Maurice Agnelet et Agnès le Roux face à J-D Fratoni et son avocat lors de l’achat des votes d’Agnès
Avec les trahisons croisées de Renée Le Roux par sa fille d’Agnès et de Maurice Agnelet par son fils Guillaume, les auteurs tenaient aussi une structure exceptionnelle. Presque trop parfaite pour être crédible. Pourtant Agnès Le Roux détruisit bien le patrimoine familial par irresponsabilité juvénile tandis que Guillaume Agnelet jeta bien son père en prison par exigence morale. Les destins de ces jeunes gens qui vécurent la même histoire sur des versants opposés avait de quoi nourrir un récit sans doute exigeant mais d’une vraie force.
En un mot, pour devenir passionnant, le fait-divers doit être arraché à la banalité du fait-divers. Il doit s’élever, acquérir une autre dimension, comme dans M le maudit où Peter Lorre fit du très perturbé Kürten un monstre terrorisé par sa propre monstruosité. Ou, à l’inverse, comme dans Moi Pierre Rivière ayant égorgé ma mère, ma soeur et mon frère, où René Allio donna une large place aux écrits du meurtrier et à la psychiatrie au détriment du réalisme et de l’émotion.
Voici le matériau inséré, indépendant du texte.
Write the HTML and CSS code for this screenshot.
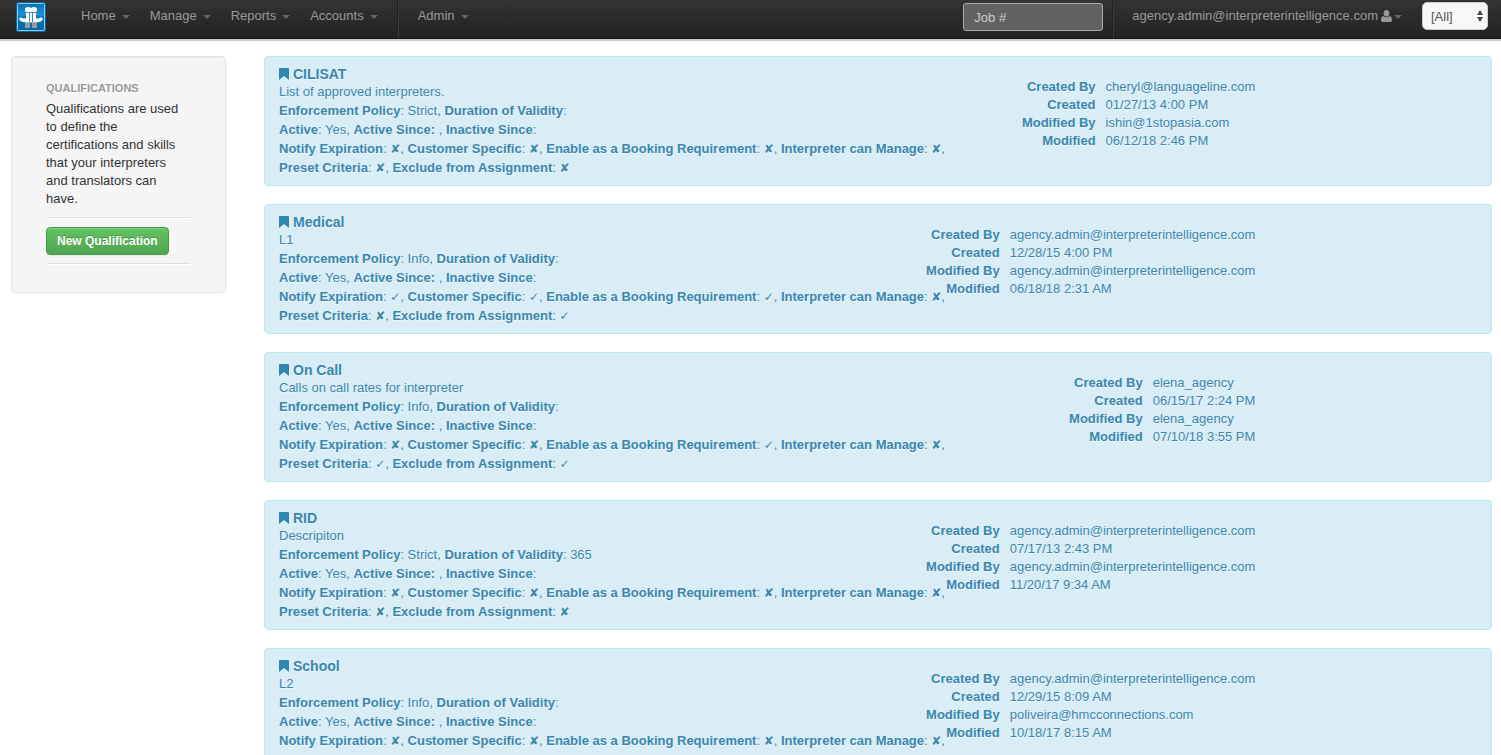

Pourtant, je le répète, Tout pour Agnès relève de ce que la télévision française a réussi de mieux dans ce genre. La malchance pour ce téléfilm en quatre parties, est de sortir au moment où le genre s’épuise. La prolifération des productions en est le signe.
Tout genre est inauguré par un âge d’or qui voit émerger ses personnages, ses codes, ses situations, son esthétique, la production augmente « pour répondre aux attentes » d’un public séduit, bientôt la surproduction engendre la chute de la qualité, l’émergence de séries B et de parodies, enfin de genre disparaît ou se raréfie sous forme de citations. Un western ou un film noir en 2023 est toujours une citation des années 1940-50.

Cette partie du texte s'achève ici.